Recentemente, Mudrovitsch se envolveu em outro caso no Supremo que guarda conexão com Gilmar. Em agosto, a banca dele entrou na defesa de uma associação de produtores de soja no julgamento do marco temporal para a demarcação de terras indígenas. O julgamento, que está suspenso, vai definir se as áreas reservadas aos índios podem ser ampliadas ou devem ser limitadas ao perímetro ocupado à época da promulgação da Constituição, em 1988. Os ruralistas são contra qualquer possibilidade de expansão das terras indígenas, sob o argumento de que a expansão das áreas pode reduzir a capacidade produtiva do agronegócio brasileiro, impactando no preço dos alimentos e até na balança comercial. O cultivo da soja é a principal atividade da GMF Agropecuária, empresa aberta por Gilmar Mendes em 2018, juntamente com dois irmãos e um cunhado, e sediada em Mato Grosso.

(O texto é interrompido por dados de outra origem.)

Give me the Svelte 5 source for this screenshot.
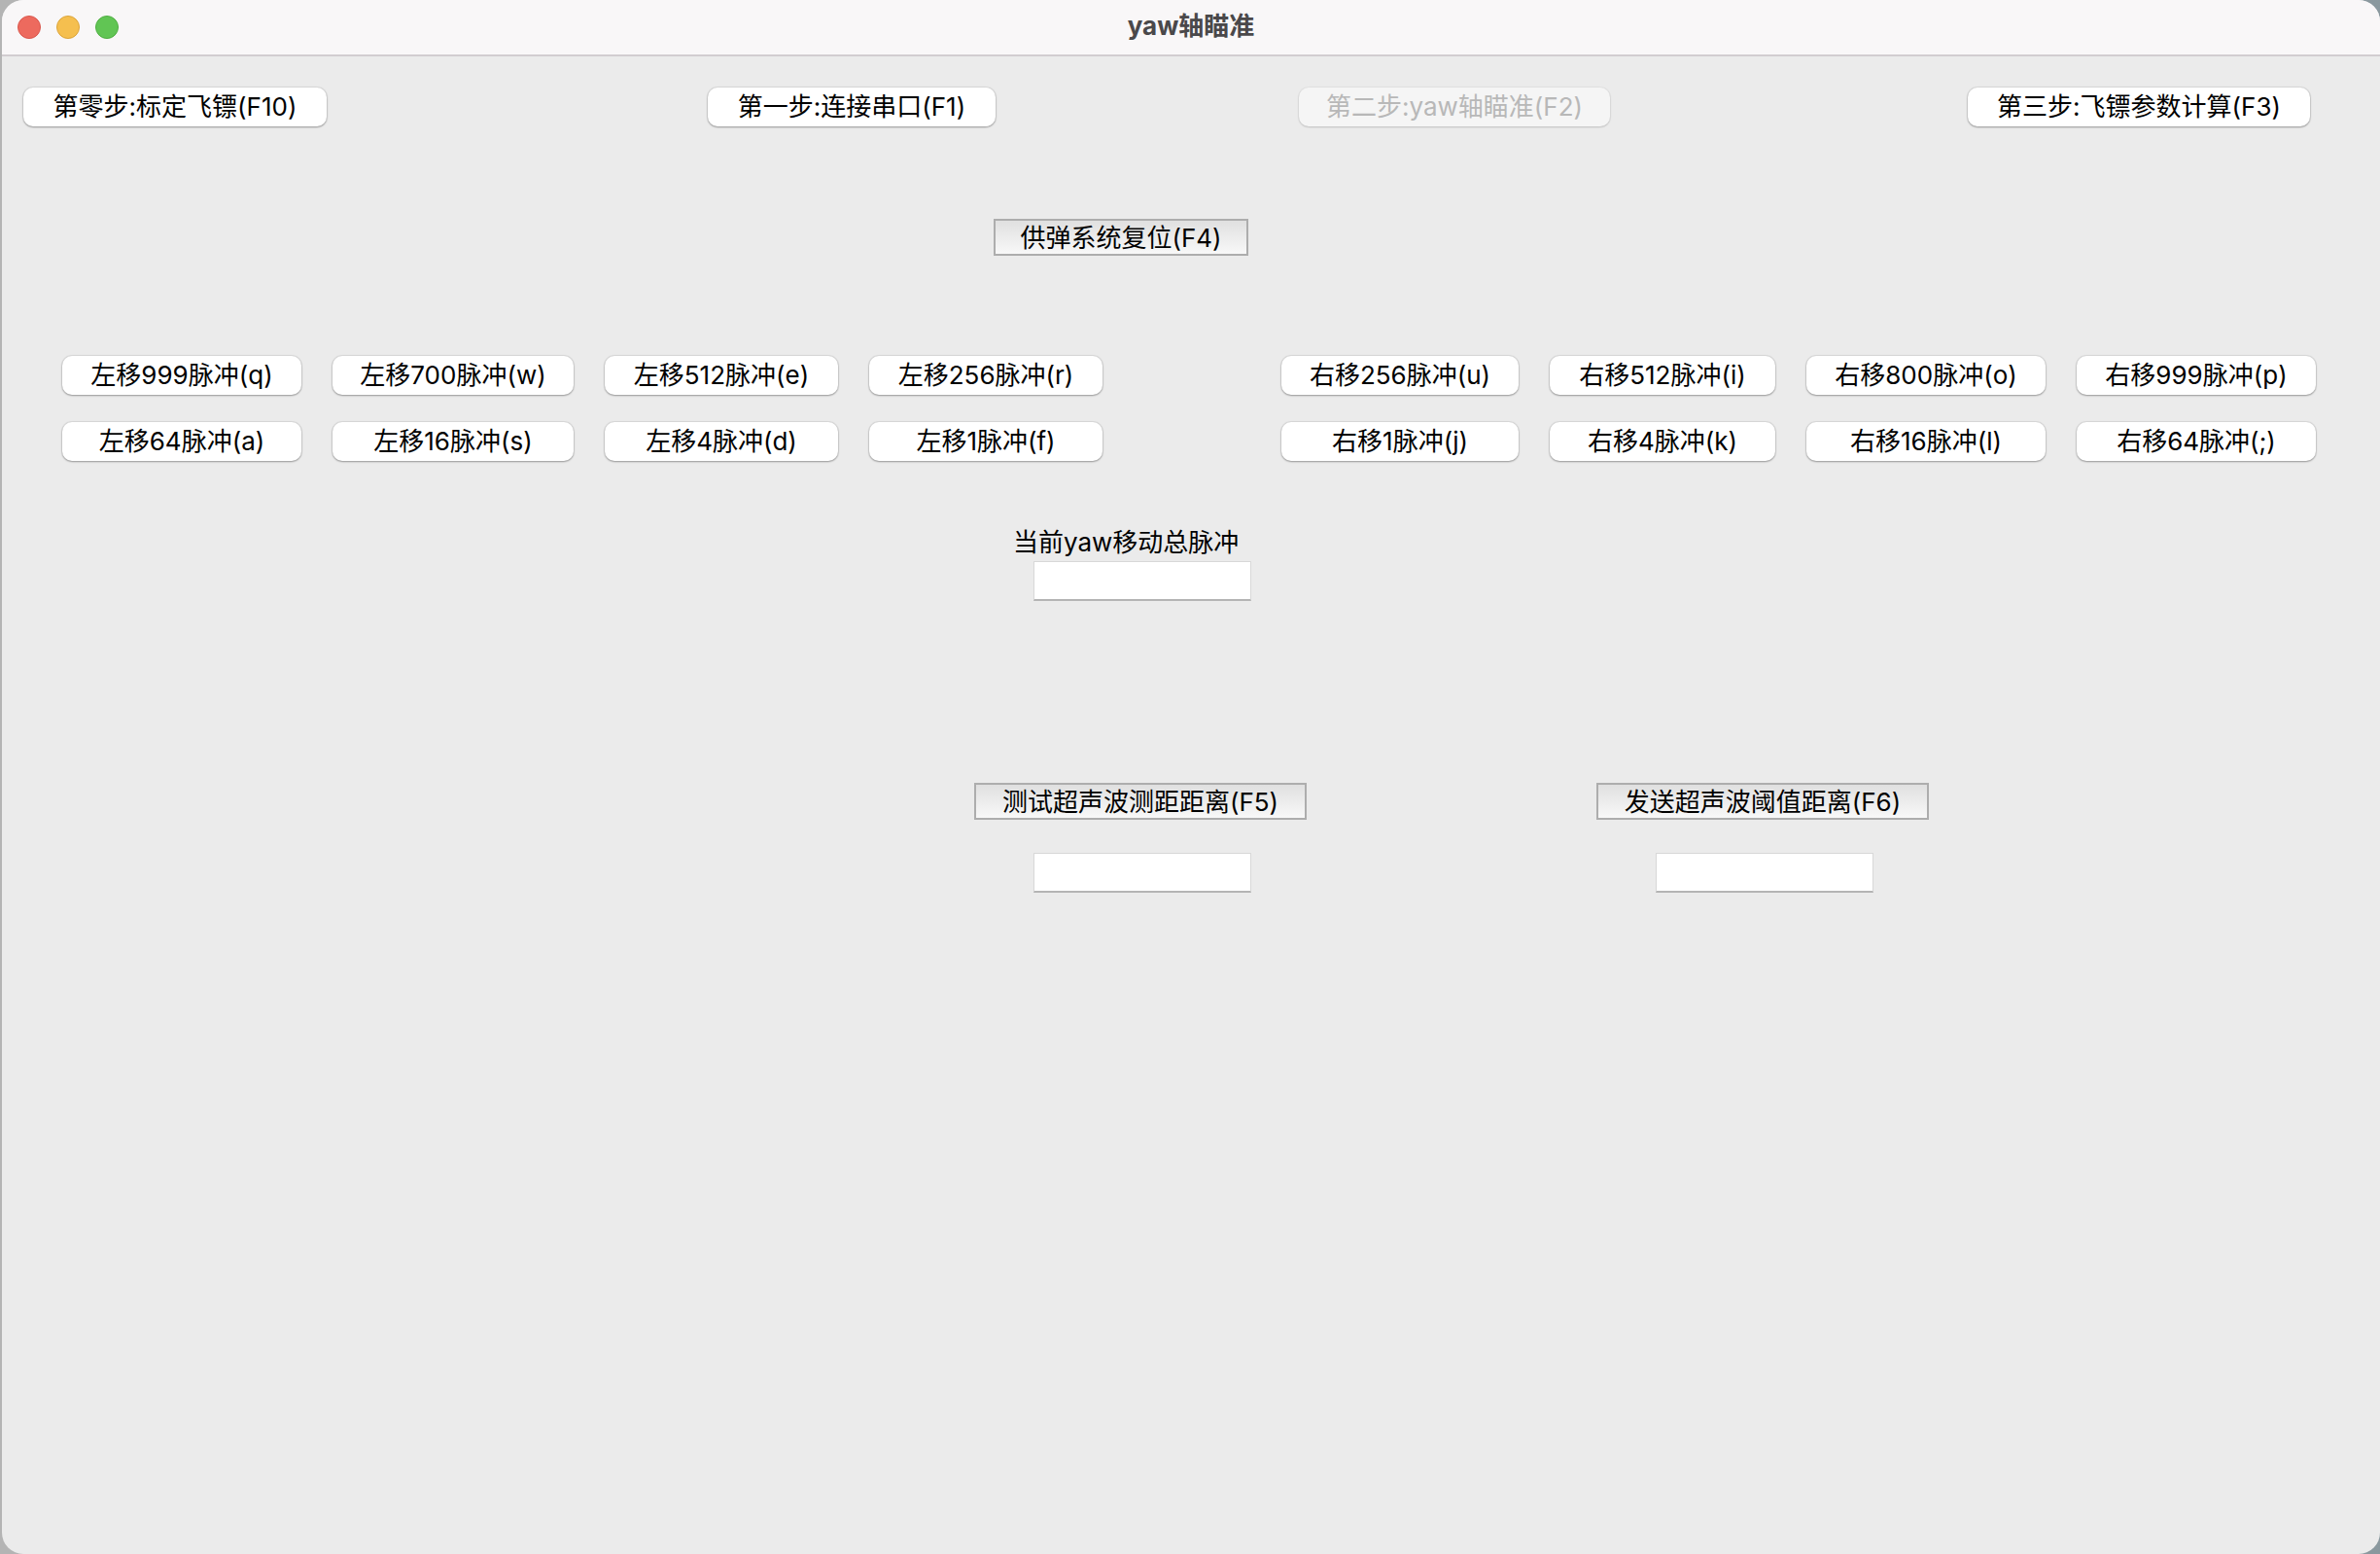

No caso do marco temporal, a defesa dos ruralistas feita pela banca de Mudrovitsch também converge com os interesses do presidente Bolsonaro, declaradamente contra a possibilidade de expansão das terras indígenas. O advogado já disse que não atua no caso, tocado por um sócio dele, e que integra um grupo de advogados que já se manifestou contra a tese do marco temporal. No meio especializado brasileiro, o esforço do advogado para se conectar com a temática dos direitos humanos ainda é desconhecido. Questionada por Crusoé sobre a eleição de Mudrovitsch, a diretora da ONG Human Rights Watch no Brasil, Maria Laura Canineu, disse que não poderia fazer nenhum comentário. “Realmente não conhecemos a trajetória dele em direitos humanos”, afirmou. O ex-embaixador Marcos Azambuja, que já foi secretário-geral do Ministério das Relações Exteriores e hoje é conselheiro do Centro Brasileiro de Relações Internacionais, o Cebri, seguiu na mesma toada. Rodrigo Mudrovitsch será o terceiro brasileiro a sentar-se na cadeira de juiz da corte da OEA. O último deles foi o advogado Roberto Caldas, que renunciou em 2018, após ser acusado de violência doméstica pela ex-mulher – ele foi absolvido da acusação em agosto deste ano.